Autor:  Ber [ 08.wrz.2005 23:12:08 ]
Tytuł: 

ja bym z chcecia ubezpieczyl ale ubezpieczalnie juz obecnie AC od 8 lat daja na niektore marki jak np audi. a pamietajmy ze mowimy o 80 ktore juz maja obecnie po 10 lat minimum.

niestety ceny za ubezpiecznia AC jakie krzycza sa astronomiczne i zupelnie nie oplacalne :( i to jest smutne :(

Autor:  Iceman [ 09.wrz.2005 01:16:08 ]
Tytuł: 

moze zaczniemy sobie montwać takie rzeczy jak bodajże w brazylii albo argentynie tylko głowy za to sobie odciąc gdzie to jest zalegalizowane nie dam. otóz jest bardzo duzy odsetek kradzieży na chama jak w GTA koles stoi na swiatłach podłazi łepek i go za sztaty wyciąga i sobie odjeżdza, to sobie ludziska tam palniki gazowe montują które po dotknieciu klamki lub po właczeniu buchają ogniem w daną strone lub drugim patentem ale to dla tych co ich przez drzwi wysadzają jest. płaskownik metalowy na spezynie poprowadzony wzdłuz progu pod dzwiami i po nacisnięciu sprężyny odwraca sie o 180 stopni. jakby takie cos zamontować w zderzaku to delikwent zamiast z obitymi kostakami by wyladował z obita przez płaskownik morda ;)

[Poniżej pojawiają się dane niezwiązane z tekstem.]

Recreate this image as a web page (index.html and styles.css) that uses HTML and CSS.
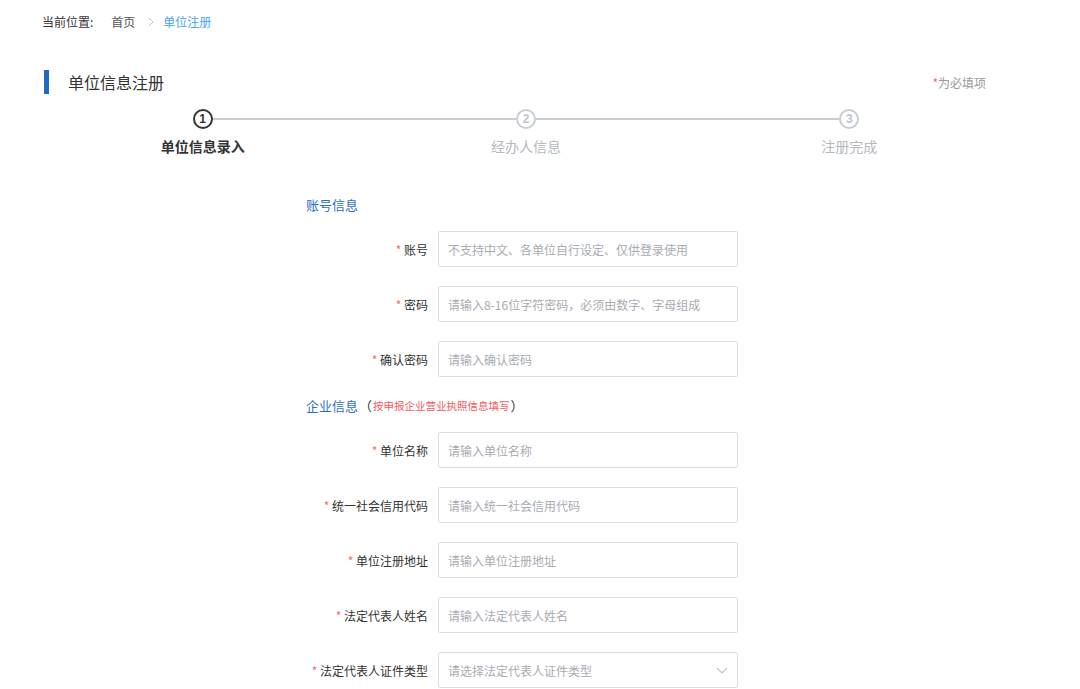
FILE: index.html
```html
<!DOCTYPE html>
<html lang="zh-CN">
<head>
<meta charset="utf-8">
<title>单位信息注册</title>
<link rel="stylesheet" href="styles.css">
</head>
<body>
<div class="page">
  <div class="breadcrumb">
    <span class="bc-label">当前位置:</span>
    <a class="bc-link">首页</a>
    <svg class="bc-sep" width="6" height="10" viewBox="0 0 6 10"><path d="M0.8 0.8 L5 5 L0.8 9.2" fill="none" stroke="#c0c4cc" stroke-width="1"/></svg>
    <span class="bc-current">单位注册</span>
  </div>

  <div class="panel-head">
    <h2 class="title">单位信息注册</h2>
    <span class="req-note"><i class="star">*</i>为必填项</span>
  </div>

  <ol class="steps">
    <li class="step active">
      <span class="step-num">1</span>
      <span class="step-label">单位信息录入</span>
    </li>
    <li class="step">
      <span class="step-num">2</span>
      <span class="step-label">经办人信息</span>
    </li>
    <li class="step last">
      <span class="step-num">3</span>
      <span class="step-label">注册完成</span>
    </li>
  </ol>

  <form class="form">
    <div class="section-title first">账号信息</div>
    <div class="row">
      <label class="label"><i class="star">*</i> 账号</label>
      <input class="input" placeholder="不支持中文、各单位自行设定、仅供登录使用">
    </div>
    <div class="row">
      <label class="label"><i class="star">*</i> 密码</label>
      <input class="input" placeholder="请输入8-16位字符密码，必须由数字、字母组成">
    </div>
    <div class="row">
      <label class="label"><i class="star">*</i> 确认密码</label>
      <input class="input" placeholder="请输入确认密码">
    </div>

    <div class="section-title">企业信息<span class="paren">（</span><span class="hint">按申报企业营业执照信息填写</span><span class="paren">）</span></div>
    <div class="row">
      <label class="label"><i class="star">*</i> 单位名称</label>
      <input class="input" placeholder="请输入单位名称">
    </div>
    <div class="row">
      <label class="label"><i class="star">*</i> 统一社会信用代码</label>
      <input class="input" placeholder="请输入统一社会信用代码">
    </div>
    <div class="row">
      <label class="label"><i class="star">*</i> 单位注册地址</label>
      <input class="input" placeholder="请输入单位注册地址">
    </div>
    <div class="row">
      <label class="label"><i class="star">*</i> 法定代表人姓名</label>
      <input class="input" placeholder="请输入法定代表人姓名">
    </div>
    <div class="row">
      <label class="label"><i class="star">*</i> 法定代表人证件类型</label>
      <div class="input select">
        <span class="select-ph">请选择法定代表人证件类型</span>
        <svg class="chev" width="12" height="7" viewBox="0 0 12 7"><path d="M1 1 L6 6 L11 1" fill="none" stroke="#c0c4cc" stroke-width="1.1"/></svg>
      </div>
    </div>
  </form>
</div>
</body>
</html>
```

FILE: styles.css
```css
* { box-sizing: border-box; }
html, body { margin: 0; padding: 0; background: #fff; }
body {
  font-family: "Microsoft YaHei", "Noto Sans CJK SC", "Noto Sans", sans-serif;
  color: #333;
  font-size: 12px;
}
.page { width: 1080px; height: 689px; overflow: hidden; }

.breadcrumb {
  height: 44px;
  line-height: 44px;
  padding-left: 42px;
  font-size: 12px;
  display: flex;
  align-items: center;
}
.bc-label { color: #333; }
.bc-link { color: #555; margin-left: 18px; }
.bc-sep { display: block; margin: 0 9px 0 13px; }
.bc-current { color: #4a9ff5; }

.panel-head {
  margin: 26px 94px 0 44px;
  height: 24px;
  display: flex;
  align-items: center;
  justify-content: space-between;
  border-left: 5px solid #1d6cc4;
}
.title {
  margin: 0 0 0 19px;
  font-size: 16px;
  font-weight: normal;
  color: #333;
  line-height: 24px;
}
.req-note { font-size: 12px; color: #999; }
.star { font-style: normal; color: #f56c6c; }

.steps {
  list-style: none;
  margin: 15px 0 0 41px;
  padding: 0;
  width: 970px;
  display: grid;
  grid-template-columns: repeat(3, 1fr);
}
.step {
  position: relative;
  display: flex;
  flex-direction: column;
  align-items: center;
}
.step::after {
  content: "";
  position: absolute;
  top: 9px;
  left: calc(50% + 10px);
  width: calc(100% - 20px);
  height: 2px;
  background: #c9ccd2;
}
.step.last::after { display: none; }
.step-num {
  width: 20px;
  height: 20px;
  border-radius: 50%;
  border: 2px solid #c9ccd2;
  color: #c0c4cc;
  font-size: 12px;
  font-weight: bold;
  line-height: 16px;
  text-align: center;
  font-family: "Liberation Sans", "Noto Sans", sans-serif;
}
.step-label {
  margin-top: 7px;
  line-height: 20px;
  font-size: 14px;
  color: #b4b8bf;
}
.step.active .step-num { border-color: #333; color: #333; }
.step.active .step-label { color: #333; font-weight: bold; }

.form { margin-left: 306px; }
.section-title {
  font-size: 13px;
  line-height: 20px;
  color: #2c6fbf;
  margin: 15px 0 16px;
  display: flex;
  align-items: center;
}
.section-title.first { margin-top: 39px; }
.paren { color: #333; font-size: 13px; margin: 0 1px; }
.hint { color: #f25a5c; font-size: 10.5px; }

.row {
  display: flex;
  align-items: center;
  height: 36px;
  margin-bottom: 19px;
}
.label {
  width: 122px;
  margin-right: 10px;
  text-align: right;
  white-space: nowrap;
  font-size: 12px;
  color: #333;
}
.input {
  width: 300px;
  height: 36px;
  border: 1px solid #dcdfe6;
  border-radius: 2px;
  padding: 0 9px;
  font-family: inherit;
  font-size: 12px;
  color: #333;
  outline: none;
  background: #fff;
}
.input::placeholder { color: #a8abb2; }
.select {
  display: flex;
  align-items: center;
  justify-content: space-between;
  padding-right: 9px;
}
.select-ph { color: #a8abb2; }
.chev { display: block; }
```
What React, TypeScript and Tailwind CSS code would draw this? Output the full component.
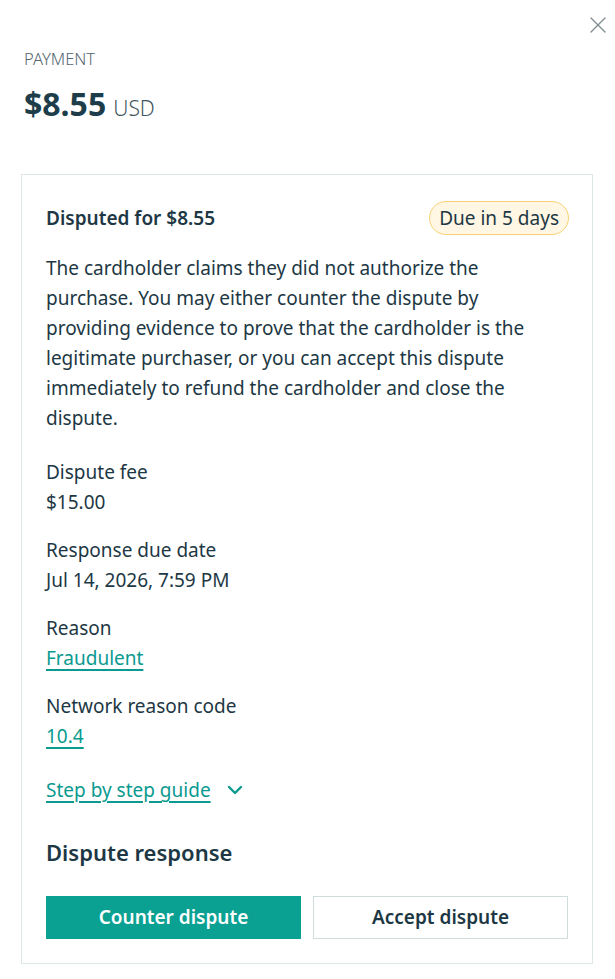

Autor:  Mauzer [ 09.wrz.2005 02:03:20 ]
Tytuł: 

Iceman napisał(a):
moze zaczniemy sobie montwać takie rzeczy jak bodajże w brazylii albo argentynie tylko głowy za to sobie odciąc gdzie to jest zalegalizowane nie dam. otóz jest bardzo duzy odsetek kradzieży na chama jak w GTA koles stoi na swiatłach podłazi łepek i go za sztaty wyciąga i sobie odjeżdza, to sobie ludziska tam palniki gazowe montują które po dotknieciu klamki lub po właczeniu buchają ogniem w daną strone lub drugim patentem ale to dla tych co ich przez drzwi wysadzają jest. płaskownik metalowy na spezynie poprowadzony wzdłuz progu pod dzwiami i po nacisnięciu sprężyny odwraca sie o 180 stopni. jakby takie cos zamontować w zderzaku to delikwent zamiast z obitymi kostakami by wyladował z obita przez płaskownik morda ;)


Niezłe :D

A ja proponuję sie wstrzymać niektórym ze szczegółami.

Ber w czym masz problem z tym gazem, prosta sprawa.

;-)

Autor:  Bisu [ 09.wrz.2005 09:25:33 ]
Tytuł: 

Ja miałem problem nie tylko z halogenami, ale tez z wkładami lusterek i kołpakami. Ratunkiem było oznakowanie pojazdu przez spacjalistę z SOMERW. Naniósł na częsci specjalne numery identyfikacyjne, które są przypisywane danemu autu. Numery są piaskowane, więc usunąć je jest bardzo trudno. A na zlodzieja działają odstraszająco - bo nie powie już Policji że tą część kupił na giełdzie! ;-)
Od tego momentu mam spokój, a znakowanie aut tą metodą szczerze polecam!